Pulling thread up one more time ;)
Quick run down:
I own a Kicker zx700.5 marine case.
Yesterday I was driving and the power to the speakers seemed to be low.
Today I decided to check my gains with my oscilloscope, as I was adjusting levels the amp started to click (relay?) and the red light would flash. Output is gone obviously.
Now, I have had that happen before when I was testing my speakers for an extended time with the car off. I simply charged the battery and everything was fine.

Today, I can't get the amp out of the flashing protect mode with the clicking of the relay I would assume :/
Done so far:
1. Tested power and ground for resistance and solid connections.
2. Measured voltage at alternator, battery, amp. Close to 14V
3. Disconnected everything and ran the amp straight to the battery with short cables.
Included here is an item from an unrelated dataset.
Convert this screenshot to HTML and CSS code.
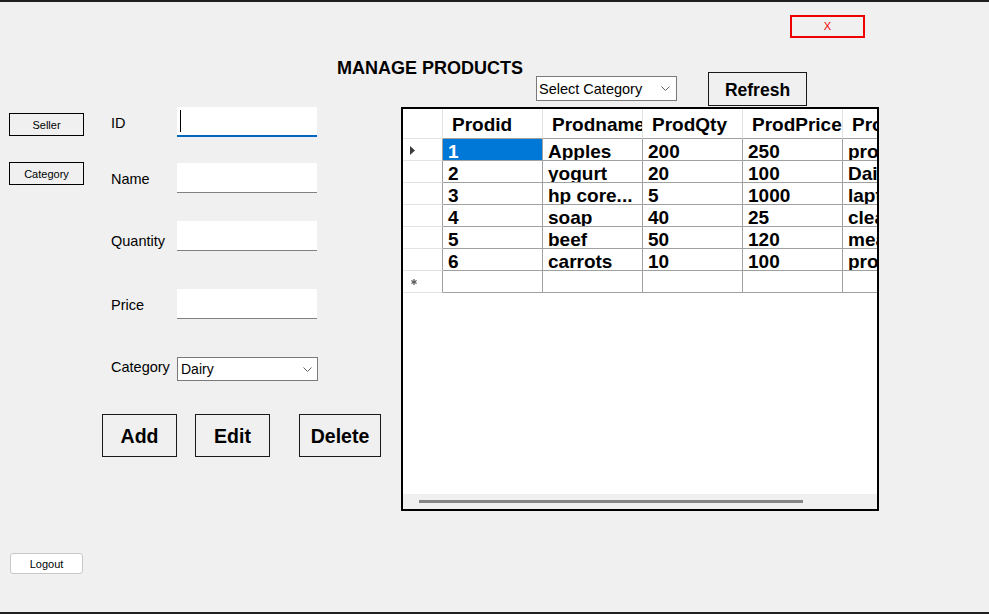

Same thing happening.
4. I noticed while the amp was clicking it was getting hot in the corner by the fuses.

Please do not tell me I have improper wiring as I have demonstrated it is not that. :)

Now, I have taken the top off the amp and did some testing with my dmm on some transistors.
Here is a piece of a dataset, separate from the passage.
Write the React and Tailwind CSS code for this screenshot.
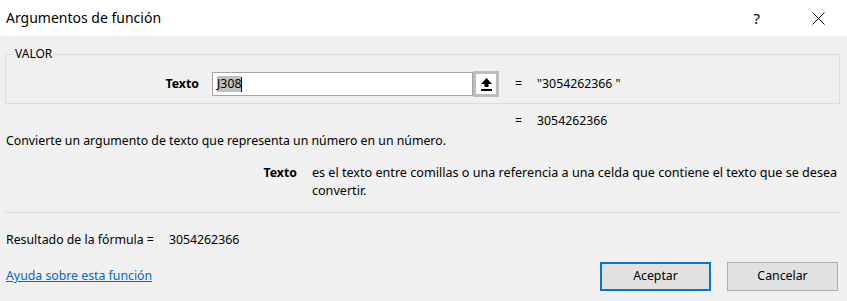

The RL speaker pins or Q410 are reading close to 0. Q4510 is reading around 600 on my dmm. Some of the pins for other speakers are reading abnormal numbers as well.

So my question is, could these have a short circuit or blown and now causing the amp to stay in a flashing protect mode? I have already ordered 4 of each to replace the four speaker channels. Should I believe this would be the main cause, because I can't see any signs of burning or malfunctioning electronics



Thanks in advance!

If anyone was interested, I used those transistors from Fairfield. Changed them all out and amp is working flawless.